# Information supplied
________________________________________
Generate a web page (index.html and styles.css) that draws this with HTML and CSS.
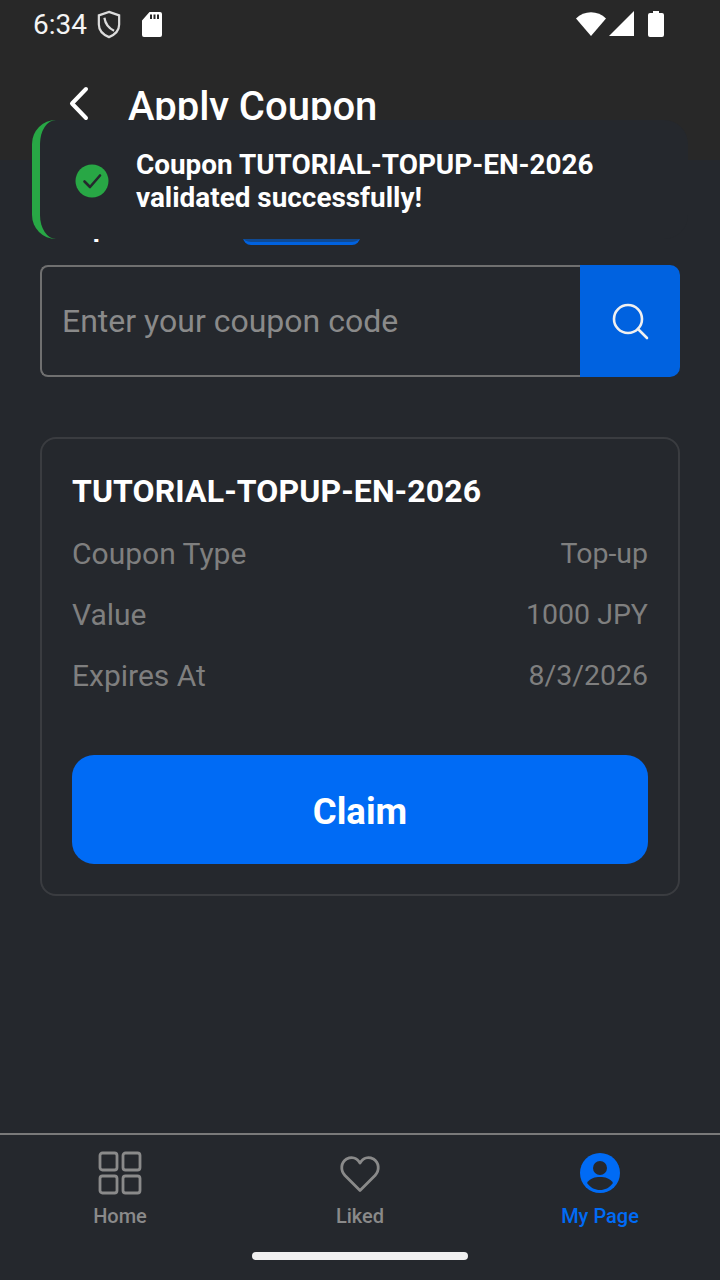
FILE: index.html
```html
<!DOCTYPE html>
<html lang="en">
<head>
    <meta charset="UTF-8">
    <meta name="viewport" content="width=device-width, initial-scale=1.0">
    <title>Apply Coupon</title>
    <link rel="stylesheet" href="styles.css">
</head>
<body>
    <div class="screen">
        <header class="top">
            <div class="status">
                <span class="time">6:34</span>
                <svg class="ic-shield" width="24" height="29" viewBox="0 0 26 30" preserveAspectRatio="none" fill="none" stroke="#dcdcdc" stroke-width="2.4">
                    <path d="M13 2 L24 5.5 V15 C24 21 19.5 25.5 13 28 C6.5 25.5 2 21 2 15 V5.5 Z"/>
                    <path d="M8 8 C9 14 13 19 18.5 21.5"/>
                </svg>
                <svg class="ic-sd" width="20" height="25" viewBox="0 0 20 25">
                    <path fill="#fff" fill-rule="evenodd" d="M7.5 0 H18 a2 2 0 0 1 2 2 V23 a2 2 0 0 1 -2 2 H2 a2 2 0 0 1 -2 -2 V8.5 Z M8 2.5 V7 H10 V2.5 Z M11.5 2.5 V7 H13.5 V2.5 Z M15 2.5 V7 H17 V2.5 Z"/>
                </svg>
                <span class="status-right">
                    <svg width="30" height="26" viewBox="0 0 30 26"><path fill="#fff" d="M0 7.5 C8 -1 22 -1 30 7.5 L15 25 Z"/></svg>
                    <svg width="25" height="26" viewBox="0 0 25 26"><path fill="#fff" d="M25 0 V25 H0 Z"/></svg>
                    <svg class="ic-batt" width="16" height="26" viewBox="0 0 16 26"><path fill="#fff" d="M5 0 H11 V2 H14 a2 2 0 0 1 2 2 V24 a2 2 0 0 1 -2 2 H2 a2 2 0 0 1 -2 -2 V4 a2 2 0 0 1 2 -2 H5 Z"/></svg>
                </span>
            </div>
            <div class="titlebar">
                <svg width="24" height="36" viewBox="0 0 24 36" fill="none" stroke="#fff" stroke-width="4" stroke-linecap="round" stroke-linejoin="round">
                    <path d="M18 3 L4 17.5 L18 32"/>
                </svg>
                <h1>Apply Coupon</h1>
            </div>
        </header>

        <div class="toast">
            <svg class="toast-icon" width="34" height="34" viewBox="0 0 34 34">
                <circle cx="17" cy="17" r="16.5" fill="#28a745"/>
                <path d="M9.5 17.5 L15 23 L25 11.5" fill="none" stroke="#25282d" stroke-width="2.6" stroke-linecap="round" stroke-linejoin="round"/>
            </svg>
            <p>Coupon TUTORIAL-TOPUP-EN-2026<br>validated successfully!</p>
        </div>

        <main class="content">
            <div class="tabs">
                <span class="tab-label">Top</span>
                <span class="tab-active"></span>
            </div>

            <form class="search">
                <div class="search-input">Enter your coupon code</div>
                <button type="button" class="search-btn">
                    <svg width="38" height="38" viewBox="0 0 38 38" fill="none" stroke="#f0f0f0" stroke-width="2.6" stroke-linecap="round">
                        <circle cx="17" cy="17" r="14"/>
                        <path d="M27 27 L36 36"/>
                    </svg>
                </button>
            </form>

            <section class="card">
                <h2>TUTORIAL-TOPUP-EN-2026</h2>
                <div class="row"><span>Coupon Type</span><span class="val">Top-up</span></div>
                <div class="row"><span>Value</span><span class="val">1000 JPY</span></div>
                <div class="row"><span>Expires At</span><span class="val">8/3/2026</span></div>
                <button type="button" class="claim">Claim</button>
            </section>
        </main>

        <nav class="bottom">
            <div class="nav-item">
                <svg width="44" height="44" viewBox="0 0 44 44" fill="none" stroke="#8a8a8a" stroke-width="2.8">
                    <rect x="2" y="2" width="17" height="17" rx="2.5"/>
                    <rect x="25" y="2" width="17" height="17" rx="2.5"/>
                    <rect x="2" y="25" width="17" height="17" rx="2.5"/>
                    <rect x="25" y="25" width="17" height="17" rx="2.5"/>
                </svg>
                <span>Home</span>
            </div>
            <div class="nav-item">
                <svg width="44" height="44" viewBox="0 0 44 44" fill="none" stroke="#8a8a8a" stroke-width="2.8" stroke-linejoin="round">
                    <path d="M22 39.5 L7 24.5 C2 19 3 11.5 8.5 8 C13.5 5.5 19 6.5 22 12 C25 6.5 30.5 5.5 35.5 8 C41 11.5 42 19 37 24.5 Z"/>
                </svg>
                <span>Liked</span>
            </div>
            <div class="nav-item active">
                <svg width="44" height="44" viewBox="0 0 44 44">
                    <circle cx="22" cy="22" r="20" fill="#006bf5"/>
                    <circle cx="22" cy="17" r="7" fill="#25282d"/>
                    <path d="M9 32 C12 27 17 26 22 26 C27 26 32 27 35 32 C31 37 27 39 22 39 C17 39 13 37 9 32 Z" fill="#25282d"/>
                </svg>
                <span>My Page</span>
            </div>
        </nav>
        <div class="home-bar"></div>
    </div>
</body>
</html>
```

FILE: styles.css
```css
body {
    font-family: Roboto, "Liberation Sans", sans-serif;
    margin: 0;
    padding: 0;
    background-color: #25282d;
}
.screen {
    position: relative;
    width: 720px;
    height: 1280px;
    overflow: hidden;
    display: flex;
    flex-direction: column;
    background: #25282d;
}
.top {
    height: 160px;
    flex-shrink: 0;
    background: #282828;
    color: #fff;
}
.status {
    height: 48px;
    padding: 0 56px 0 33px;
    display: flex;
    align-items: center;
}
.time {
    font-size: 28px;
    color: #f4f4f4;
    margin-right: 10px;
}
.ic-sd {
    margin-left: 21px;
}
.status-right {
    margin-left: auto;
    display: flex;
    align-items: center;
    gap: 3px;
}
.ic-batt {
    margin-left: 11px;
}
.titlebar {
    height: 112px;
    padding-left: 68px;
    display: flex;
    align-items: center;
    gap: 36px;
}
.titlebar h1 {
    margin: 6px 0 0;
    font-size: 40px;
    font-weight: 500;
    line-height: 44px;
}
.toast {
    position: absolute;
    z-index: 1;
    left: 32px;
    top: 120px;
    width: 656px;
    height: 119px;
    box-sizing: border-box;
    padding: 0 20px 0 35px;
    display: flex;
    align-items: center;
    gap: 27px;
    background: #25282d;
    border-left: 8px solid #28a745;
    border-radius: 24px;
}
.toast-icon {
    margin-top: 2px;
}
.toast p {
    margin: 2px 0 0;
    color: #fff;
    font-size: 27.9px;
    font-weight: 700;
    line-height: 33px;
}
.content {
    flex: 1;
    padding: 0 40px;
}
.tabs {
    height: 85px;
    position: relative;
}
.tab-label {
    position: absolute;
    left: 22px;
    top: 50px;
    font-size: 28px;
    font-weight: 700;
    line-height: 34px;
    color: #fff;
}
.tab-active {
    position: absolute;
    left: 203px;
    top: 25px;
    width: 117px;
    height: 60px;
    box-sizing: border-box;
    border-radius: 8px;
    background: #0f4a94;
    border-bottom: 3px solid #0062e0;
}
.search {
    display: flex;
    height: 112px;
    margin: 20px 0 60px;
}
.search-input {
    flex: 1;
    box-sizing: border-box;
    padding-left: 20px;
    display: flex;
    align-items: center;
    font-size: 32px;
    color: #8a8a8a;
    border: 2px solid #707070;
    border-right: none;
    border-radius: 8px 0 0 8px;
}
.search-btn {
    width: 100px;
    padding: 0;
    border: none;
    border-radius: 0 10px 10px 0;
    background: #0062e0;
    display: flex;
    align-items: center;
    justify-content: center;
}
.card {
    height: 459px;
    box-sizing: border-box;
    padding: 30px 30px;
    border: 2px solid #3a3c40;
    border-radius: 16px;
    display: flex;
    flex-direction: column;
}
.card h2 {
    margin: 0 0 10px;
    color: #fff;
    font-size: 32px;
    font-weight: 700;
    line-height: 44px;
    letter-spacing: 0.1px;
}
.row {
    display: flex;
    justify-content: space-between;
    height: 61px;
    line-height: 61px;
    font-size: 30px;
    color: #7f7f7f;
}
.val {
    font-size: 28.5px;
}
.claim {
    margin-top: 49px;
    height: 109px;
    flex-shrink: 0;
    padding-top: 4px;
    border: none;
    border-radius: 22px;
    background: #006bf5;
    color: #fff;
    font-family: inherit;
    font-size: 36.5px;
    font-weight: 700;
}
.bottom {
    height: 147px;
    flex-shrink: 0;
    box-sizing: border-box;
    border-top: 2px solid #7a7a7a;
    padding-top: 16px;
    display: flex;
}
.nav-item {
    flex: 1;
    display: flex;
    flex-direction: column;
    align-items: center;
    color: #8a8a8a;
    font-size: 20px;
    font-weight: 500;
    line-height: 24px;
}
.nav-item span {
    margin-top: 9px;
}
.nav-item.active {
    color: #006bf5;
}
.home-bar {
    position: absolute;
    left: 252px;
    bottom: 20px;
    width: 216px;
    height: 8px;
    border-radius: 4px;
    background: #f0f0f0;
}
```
________________________________________
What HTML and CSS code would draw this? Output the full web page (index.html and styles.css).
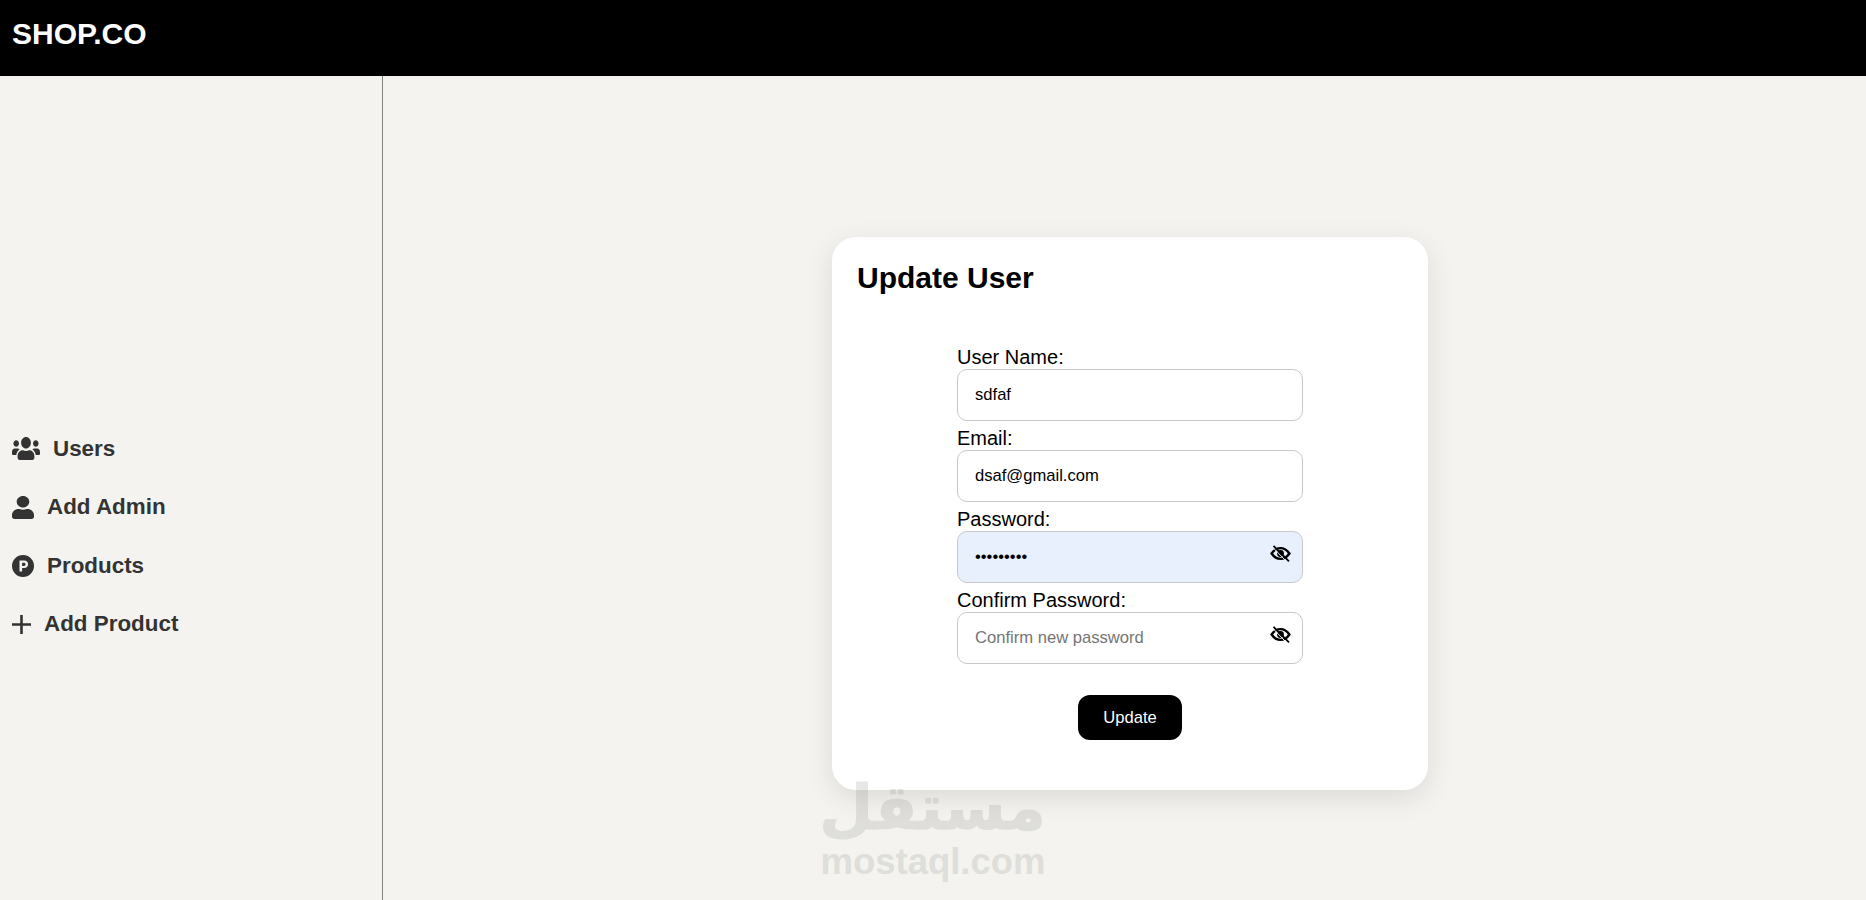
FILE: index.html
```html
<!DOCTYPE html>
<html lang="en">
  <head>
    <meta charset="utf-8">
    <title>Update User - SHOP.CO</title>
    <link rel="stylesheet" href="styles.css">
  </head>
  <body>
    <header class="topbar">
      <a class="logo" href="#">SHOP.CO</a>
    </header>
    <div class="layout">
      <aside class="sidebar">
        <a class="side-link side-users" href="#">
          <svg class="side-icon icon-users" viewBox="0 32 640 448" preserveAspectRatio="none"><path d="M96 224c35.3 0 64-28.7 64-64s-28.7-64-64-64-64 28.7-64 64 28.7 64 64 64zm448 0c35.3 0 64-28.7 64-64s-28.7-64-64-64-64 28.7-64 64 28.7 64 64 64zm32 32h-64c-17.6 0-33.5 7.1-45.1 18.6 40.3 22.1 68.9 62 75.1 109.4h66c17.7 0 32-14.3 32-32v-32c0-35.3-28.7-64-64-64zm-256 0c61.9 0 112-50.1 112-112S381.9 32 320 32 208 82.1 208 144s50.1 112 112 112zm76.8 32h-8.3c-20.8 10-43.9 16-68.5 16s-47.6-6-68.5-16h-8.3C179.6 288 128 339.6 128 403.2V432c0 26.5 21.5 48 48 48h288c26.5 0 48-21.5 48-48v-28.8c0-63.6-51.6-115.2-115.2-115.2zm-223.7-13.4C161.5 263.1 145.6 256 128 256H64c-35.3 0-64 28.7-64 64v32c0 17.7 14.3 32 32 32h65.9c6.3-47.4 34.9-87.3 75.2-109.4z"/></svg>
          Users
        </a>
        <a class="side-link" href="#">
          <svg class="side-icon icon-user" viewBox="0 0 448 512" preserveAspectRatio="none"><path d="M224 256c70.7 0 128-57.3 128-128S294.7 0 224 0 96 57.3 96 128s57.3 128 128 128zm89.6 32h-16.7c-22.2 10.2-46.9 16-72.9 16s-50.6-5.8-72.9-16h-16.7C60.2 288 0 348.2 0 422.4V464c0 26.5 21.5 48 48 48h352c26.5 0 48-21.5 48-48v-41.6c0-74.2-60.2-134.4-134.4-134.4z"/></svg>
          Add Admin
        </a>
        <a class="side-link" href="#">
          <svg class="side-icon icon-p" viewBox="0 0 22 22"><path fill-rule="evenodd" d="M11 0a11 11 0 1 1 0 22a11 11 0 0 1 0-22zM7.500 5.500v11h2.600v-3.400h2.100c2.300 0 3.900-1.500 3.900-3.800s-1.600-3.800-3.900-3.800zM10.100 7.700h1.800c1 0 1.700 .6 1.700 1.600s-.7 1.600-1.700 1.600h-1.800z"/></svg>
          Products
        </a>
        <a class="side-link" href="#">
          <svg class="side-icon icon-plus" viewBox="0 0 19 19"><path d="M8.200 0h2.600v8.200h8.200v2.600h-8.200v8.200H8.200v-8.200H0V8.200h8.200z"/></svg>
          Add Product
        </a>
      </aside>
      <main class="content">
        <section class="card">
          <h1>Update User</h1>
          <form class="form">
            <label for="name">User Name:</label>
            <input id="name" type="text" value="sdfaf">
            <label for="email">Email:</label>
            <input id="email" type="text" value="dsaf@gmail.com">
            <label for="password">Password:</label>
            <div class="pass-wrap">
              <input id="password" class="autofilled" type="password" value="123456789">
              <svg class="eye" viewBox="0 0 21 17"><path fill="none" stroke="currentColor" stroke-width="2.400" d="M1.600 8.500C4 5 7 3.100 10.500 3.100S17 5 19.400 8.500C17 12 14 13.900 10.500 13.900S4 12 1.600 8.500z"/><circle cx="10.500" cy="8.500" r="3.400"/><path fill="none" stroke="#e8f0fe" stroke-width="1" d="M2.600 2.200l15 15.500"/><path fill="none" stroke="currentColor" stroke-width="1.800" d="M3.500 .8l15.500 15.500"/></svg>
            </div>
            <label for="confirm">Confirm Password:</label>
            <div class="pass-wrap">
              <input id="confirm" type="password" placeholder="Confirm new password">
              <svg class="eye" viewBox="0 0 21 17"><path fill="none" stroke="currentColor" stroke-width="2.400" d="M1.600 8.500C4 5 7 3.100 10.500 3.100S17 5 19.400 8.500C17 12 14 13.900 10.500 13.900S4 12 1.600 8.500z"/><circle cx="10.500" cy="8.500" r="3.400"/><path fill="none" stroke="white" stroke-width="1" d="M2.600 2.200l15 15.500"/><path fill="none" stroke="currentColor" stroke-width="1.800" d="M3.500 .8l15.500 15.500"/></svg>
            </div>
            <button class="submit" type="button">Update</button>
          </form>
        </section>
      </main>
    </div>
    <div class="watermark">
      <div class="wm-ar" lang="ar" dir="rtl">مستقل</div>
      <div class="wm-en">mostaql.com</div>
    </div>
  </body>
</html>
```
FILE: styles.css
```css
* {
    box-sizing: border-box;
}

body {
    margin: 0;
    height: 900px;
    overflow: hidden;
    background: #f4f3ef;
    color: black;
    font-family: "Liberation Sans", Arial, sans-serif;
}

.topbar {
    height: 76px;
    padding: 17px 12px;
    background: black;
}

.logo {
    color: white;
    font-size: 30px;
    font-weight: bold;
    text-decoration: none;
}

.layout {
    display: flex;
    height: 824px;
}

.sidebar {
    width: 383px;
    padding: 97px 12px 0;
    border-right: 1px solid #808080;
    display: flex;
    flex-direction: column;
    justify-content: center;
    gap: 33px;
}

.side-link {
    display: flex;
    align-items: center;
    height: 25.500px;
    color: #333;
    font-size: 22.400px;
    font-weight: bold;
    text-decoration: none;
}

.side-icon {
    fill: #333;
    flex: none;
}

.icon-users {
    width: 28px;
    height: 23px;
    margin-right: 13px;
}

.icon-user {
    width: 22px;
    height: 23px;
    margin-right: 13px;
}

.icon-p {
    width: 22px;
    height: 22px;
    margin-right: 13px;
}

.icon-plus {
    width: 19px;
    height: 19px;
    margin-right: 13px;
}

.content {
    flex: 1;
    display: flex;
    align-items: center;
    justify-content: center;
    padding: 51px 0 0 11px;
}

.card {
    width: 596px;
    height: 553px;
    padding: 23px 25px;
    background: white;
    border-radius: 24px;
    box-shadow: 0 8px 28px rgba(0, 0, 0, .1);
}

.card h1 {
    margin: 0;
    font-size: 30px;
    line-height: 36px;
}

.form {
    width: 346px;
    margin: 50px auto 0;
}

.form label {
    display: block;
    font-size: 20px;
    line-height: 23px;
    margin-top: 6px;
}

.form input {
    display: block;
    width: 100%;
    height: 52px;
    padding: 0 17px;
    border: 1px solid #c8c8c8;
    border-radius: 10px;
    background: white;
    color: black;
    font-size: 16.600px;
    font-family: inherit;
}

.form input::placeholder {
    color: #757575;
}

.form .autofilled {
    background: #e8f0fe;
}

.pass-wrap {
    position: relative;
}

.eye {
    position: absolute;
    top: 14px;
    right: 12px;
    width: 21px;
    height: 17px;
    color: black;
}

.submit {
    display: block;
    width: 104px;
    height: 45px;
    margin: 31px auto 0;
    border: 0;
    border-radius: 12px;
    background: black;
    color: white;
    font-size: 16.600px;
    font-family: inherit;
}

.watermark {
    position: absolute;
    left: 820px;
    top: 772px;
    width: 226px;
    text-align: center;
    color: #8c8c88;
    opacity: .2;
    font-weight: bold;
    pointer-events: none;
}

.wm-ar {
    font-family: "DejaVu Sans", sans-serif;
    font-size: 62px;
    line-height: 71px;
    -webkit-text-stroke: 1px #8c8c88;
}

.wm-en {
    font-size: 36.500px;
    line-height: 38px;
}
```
________________________________________
How many lines of the entries above hold the string "this"? Reply with the number alone.

2